* **Record excerpts**
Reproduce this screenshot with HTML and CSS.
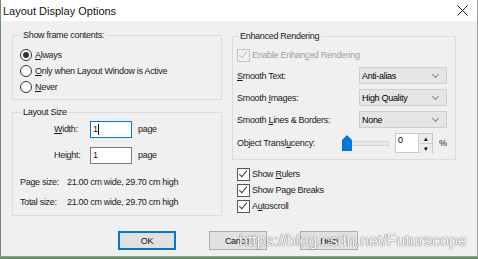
FILE: index.html
```html
<!DOCTYPE html>
<html lang="en">
<head>
    <meta charset="UTF-8">
    <title>Layout Display Options</title>
    <link rel="stylesheet" href="styles.css">
</head>
<body>
    <div class="window">
        <div class="titlebar">
            <span class="title">Layout Display Options</span>
            <svg class="close" width="11" height="11" viewBox="0 0 11 11">
                <path d="M0.5 0.5 L10.5 10.5 M10.5 0.5 L0.5 10.5" stroke="#222" stroke-width="1" fill="none"/>
            </svg>
        </div>
        <div class="content">
            <div class="columns">
                <div class="col-left">
                    <fieldset class="group group-frame">
                        <legend>Show frame contents:</legend>
                        <div class="radio-row tall"><span class="radio checked"></span><span><u>A</u>lways</span></div>
                        <div class="radio-row"><span class="radio"></span><span><u>O</u>nly when Layout Window is Active</span></div>
                        <div class="radio-row"><span class="radio"></span><span><u>N</u>ever</span></div>
                    </fieldset>
                    <fieldset class="group group-size">
                        <legend>Layout Size</legend>
                        <div class="field-row first">
                            <span class="field-label"><u>W</u>idth:</span>
                            <span class="textbox focused">1<span class="caret"></span></span>
                            <span class="unit">page</span>
                        </div>
                        <div class="field-row">
                            <span class="field-label">Hei<u>g</u>ht:</span>
                            <span class="textbox">1</span>
                            <span class="unit">page</span>
                        </div>
                        <div class="info-row first">
                            <span class="info-label">Page size:</span>
                            <span>21.00 cm wide, 29.70 cm high</span>
                        </div>
                        <div class="info-row">
                            <span class="info-label">Total size:</span>
                            <span>21.00 cm wide, 29.70 cm high</span>
                        </div>
                    </fieldset>
                </div>
                <div class="col-right">
                    <fieldset class="group group-render">
                        <legend>Enhanced Rendering</legend>
                        <div class="check-row disabled"><span class="checkbox on"></span><span>Enable Enhan<u>c</u>ed Rendering</span></div>
                        <div class="option-row first">
                            <span class="option-label"><u>S</u>mooth Text:</span>
                            <span class="select">Anti-alias<span class="chevron"></span></span>
                        </div>
                        <div class="option-row">
                            <span class="option-label">Smooth <u>I</u>mages:</span>
                            <span class="select">High Quality<span class="chevron"></span></span>
                        </div>
                        <div class="option-row">
                            <span class="option-label">Smooth <u>L</u>ines &amp; Borders:</span>
                            <span class="select">None<span class="chevron"></span></span>
                        </div>
                        <div class="slider-row">
                            <span class="slider-label">Object Transl<u>u</u>cency:</span>
                            <span class="slider">
                                <svg class="thumb" width="10" height="16" viewBox="0 0 10 16">
                                    <path d="M0 5 L5 0 L10 5 V16 H0 Z" fill="#0078d7"/>
                                </svg>
                                <span class="track"></span>
                            </span>
                            <span class="spin">
                                <span class="spin-value">0</span>
                                <span class="spin-buttons">
                                    <span class="spin-btn">&#9652;</span>
                                    <span class="spin-btn">&#9662;</span>
                                </span>
                            </span>
                            <span class="percent">%</span>
                        </div>
                    </fieldset>
                    <div class="checks">
                        <div class="check-row"><span class="checkbox on"></span><span>Show <u>R</u>ulers</span></div>
                        <div class="check-row"><span class="checkbox on"></span><span>Show Pa<u>g</u>e Breaks</span></div>
                        <div class="check-row"><span class="checkbox on"></span><span>A<u>u</u>toscroll</span></div>
                    </div>
                </div>
            </div>
            <div class="buttons">
                <button class="btn default">OK</button>
                <button class="btn">Cancel</button>
                <button class="btn">Help</button>
            </div>
        </div>
        <div class="watermark">https://blog.csdn.net/Futurscope</div>
    </div>
</body>
</html>
```

FILE: styles.css
```css
body {
    margin: 0;
    background-color: #6f8f70;
    font-family: 'Liberation Sans', Arial, sans-serif;
    font-size: 9px;
    letter-spacing: -0.3px;
    color: #1a1a1a;
}
.window {
    position: relative;
    margin-left: 1px;
    width: 477px;
    height: 257px;
    box-sizing: border-box;
    border-right: 1px solid #9a9a9a;
    border-bottom: 1px solid #9a9a9a;
    background-color: #f0f0f0;
    overflow: hidden;
}
.titlebar {
    height: 21px;
    background-color: #ffffff;
    display: flex;
    align-items: center;
    justify-content: space-between;
    padding: 0 9px 0 2px;
}
.title {
    font-size: 11px;
    letter-spacing: 0;
    color: #111;
}
.close {
    display: block;
}
.content {
    padding: 0 0 0 11px;
}
.columns {
    display: flex;
    gap: 10px;
}
.col-left {
    width: 210px;
    padding-top: 8px;
}
.col-right {
    width: 224px;
    padding-top: 9px;
}
u {
    text-decoration: underline;
    text-underline-offset: 1px;
}

/* group boxes */
.group {
    margin: 0;
    padding: 0;
    border: 1px solid #dcdcdc;
    min-width: 0;
}
.group legend {
    margin-left: 1px;
    padding: 0 2px;
    line-height: 12px;
    height: 12px;
}
.group-frame {
    padding: 5px 0 4px 7px;
}
.group-size {
    margin-top: 6px;
    padding: 2px 0 5px 7px;
}
.group-render {
    padding: 5px 0 6px 4px;
}

/* radios */
.radio-row {
    display: flex;
    align-items: center;
    gap: 3px;
    height: 16px;
}
.radio-row.tall {
    height: 17px;
}
.radio {
    width: 10px;
    height: 10px;
    border: 1px solid #333;
    border-radius: 50%;
    background-color: #fff;
    display: flex;
    align-items: center;
    justify-content: center;
}
.radio.checked::after {
    content: '';
    width: 6px;
    height: 6px;
    border-radius: 50%;
    background-color: #333;
}

/* layout size */
.field-row {
    display: flex;
    align-items: center;
    height: 18px;
    margin-top: 8px;
}
.field-row.first {
    margin-top: 0;
}
.field-label {
    width: 36px;
    margin-left: 34px;
}
.textbox {
    width: 38px;
    height: 15px;
    line-height: 15px;
    border: 1px solid #7a7a7a;
    background-color: #fff;
    padding-left: 2px;
    display: flex;
    align-items: center;
}
.textbox.focused {
    border-color: #0078d7;
}
.caret {
    width: 1px;
    height: 11px;
    background-color: #000;
}
.unit {
    margin-left: 6px;
}
.info-row {
    display: flex;
    align-items: center;
    height: 16px;
    margin-top: 4px;
}
.info-row.first {
    margin-top: 10px;
}
.info-label {
    width: 47px;
}

/* enhanced rendering */
.check-row {
    display: flex;
    align-items: center;
    gap: 2px;
    height: 16px;
}
.check-row.disabled {
    color: #a0a0a0;
}
.checkbox {
    width: 11px;
    height: 11px;
    border: 1px solid #555;
    background-color: #fff;
    position: relative;
}
.checkbox.on::after {
    content: '';
    position: absolute;
    left: 3px;
    top: 0;
    width: 3px;
    height: 7px;
    border-right: 1px solid #333;
    border-bottom: 1px solid #333;
    transform: rotate(40deg);
}
.check-row.disabled .checkbox {
    border-color: #c4c4c4;
    background-color: transparent;
}
.check-row.disabled .checkbox.on::after {
    border-color: #c4c4c4;
}
.option-row {
    display: flex;
    align-items: center;
    height: 17px;
    margin-top: 5px;
}
.option-row.first {
    margin-top: 4px;
}
.option-label {
    width: 122px;
}
.select {
    width: 84px;
    height: 15px;
    border: 1px solid #cfcfcf;
    background-color: #e5e5e5;
    padding-left: 2px;
    display: flex;
    align-items: center;
    justify-content: space-between;
    color: #000;
}
.chevron {
    width: 4px;
    height: 4px;
    margin: 0 8px 3px 0;
    border-right: 1px solid #888;
    border-bottom: 1px solid #888;
    transform: rotate(45deg);
}
.slider-row {
    display: flex;
    align-items: center;
    height: 20px;
    margin-top: 5px;
}
.slider-label {
    width: 105px;
}
.slider {
    width: 47px;
    display: flex;
    align-items: center;
}
.thumb {
    display: block;
}
.track {
    width: 36px;
    height: 3px;
    background-color: #e7e7e7;
    border: 1px solid #d6d6d6;
    border-left: none;
}
.spin {
    margin-left: 6px;
    width: 38px;
    height: 20px;
    box-sizing: border-box;
    border: 1px solid #c8c8c8;
    background-color: #fff;
    display: flex;
}
.spin-value {
    flex: 1;
    padding: 1px 0 0 2px;
    color: #000;
}
.spin-buttons {
    width: 13px;
    display: flex;
    flex-direction: column;
    border-left: 1px solid #d0d0d0;
}
.spin-btn {
    flex: 1;
    background-color: #ececec;
    font-size: 7px;
    letter-spacing: 0;
    line-height: 9px;
    text-align: center;
    color: #000;
}
.spin-btn + .spin-btn {
    border-top: 1px solid #d0d0d0;
}
.percent {
    margin-left: 6px;
}
.checks {
    margin-top: 6px;
    padding-left: 5px;
}

/* buttons */
.buttons {
    display: flex;
    gap: 33px;
    margin: 15px 0 0 106px;
}
.btn {
    width: 58px;
    height: 19px;
    padding: 0;
    border: 1px solid #adadad;
    background-color: #e1e1e1;
    font-family: 'Liberation Sans', Arial, sans-serif;
    font-size: 9px;
    letter-spacing: -0.3px;
    color: #111;
}
.btn.default {
    border-color: #0078d7;
    box-shadow: inset 0 0 0 1px #0078d7;
}
.watermark {
    position: absolute;
    left: 238px;
    top: 231px;
    font-size: 16px;
    line-height: 20px;
    letter-spacing: 0;
    color: #fafafa;
    text-shadow: 0 0 1px #6a6a6a, 0 0 1px #6a6a6a;
}
```
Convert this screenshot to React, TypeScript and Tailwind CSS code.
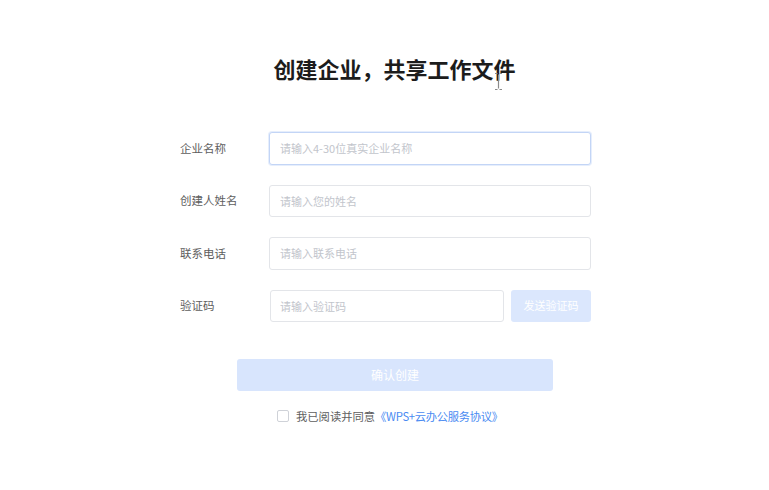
import { useState } from "react";

const font = "font-['Noto_Sans_CJK_SC','Noto_Sans',sans-serif]";

function Field({ label, placeholder, focused }: { label: string; placeholder: string; focused?: boolean }) {
  return (
    <div className="flex items-center h-[32.5px]">
      <label className="w-[89px] shrink-0 text-[11.5px] text-[#5e5e5e]">{label}</label>
      <input
        placeholder={placeholder}
        className={
          "flex-1 h-full rounded-[3px] px-[10px] text-[11px] outline-none placeholder:text-[#c2c5cc] bg-white " +
          (focused ? "border border-[#c3d5f6] shadow-[0_0_0_1px_#e6eefc]" : "border border-[#e3e5e9]")
        }
      />
    </div>
  );
}

export default function App() {
  const [agree, setAgree] = useState(false);

  return (
    <div className={`relative w-[769px] h-[490px] bg-white ${font}`}>
      <div className="ml-[180px] w-[411px] pt-[52px]">
        {/* Title */}
        <h1 className="pl-[18px] text-center text-[22px] leading-[32px] font-bold text-[#1c1c1c]">
          创建企业，共享工作文件
        </h1>

        {/* Form rows */}
        <div className="mt-[48px] flex flex-col gap-5">
          <Field label="企业名称" placeholder="请输入4-30位真实企业名称" focused />
          <Field label="创建人姓名" placeholder="请输入您的姓名" />
          <Field label="联系电话" placeholder="请输入联系电话" />
          <div className="flex items-center h-[32px]">
            <label className="w-[90px] shrink-0 text-[11.5px] text-[#5e5e5e]">验证码</label>
            <input
              placeholder="请输入验证码"
              className="w-[234px] h-full rounded-[3px] px-[9px] text-[11px] outline-none placeholder:text-[#c2c5cc] border border-[#e3e5e9]"
            />
            <button className="ml-[7px] flex-1 h-full rounded-[3px] bg-[#dbe7fd] text-white text-[11px]">
              发送验证码
            </button>
          </div>
        </div>

        {/* Submit */}
        <button className="mt-[37px] ml-[57px] w-[316px] h-[32px] rounded-[3px] bg-[#d8e5fd] text-white text-[12px]">
          确认创建
        </button>

        {/* Agreement */}
        <div className="mt-[18px] ml-[97px] flex items-center text-[11.3px] leading-[14px]">
          <button
            onClick={() => setAgree(!agree)}
            className="w-[12px] h-[12px] rounded-[2px] border border-[#cfd2d8] bg-white mr-[7px]"
          />
          <span className="text-[#5e5e5e]">我已阅读并同意</span>
          <span className="text-[#4a8bf2] tracking-[-0.3px]">《WPS+云办公服务协议》</span>
        </div>
      </div>

      {/* text cursor */}
      <svg className="absolute left-[494px] top-[72px]" width="9" height="19" viewBox="0 0 9 19">
        <path d="M1 1.5h2.5M5.5 1.5H8M4.5 2.5v14M1 17.5h2.5M5.5 17.5H8" stroke="#8a8a8a" strokeWidth="1.2" fill="none" />
      </svg>
    </div>
  );
}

* **Exercise objective**
Gather each line in the entries above where the string "screenshot" is found.

* **Exercise solution**
Reproduce this screenshot with HTML and CSS.
Convert this screenshot to React, TypeScript and Tailwind CSS code.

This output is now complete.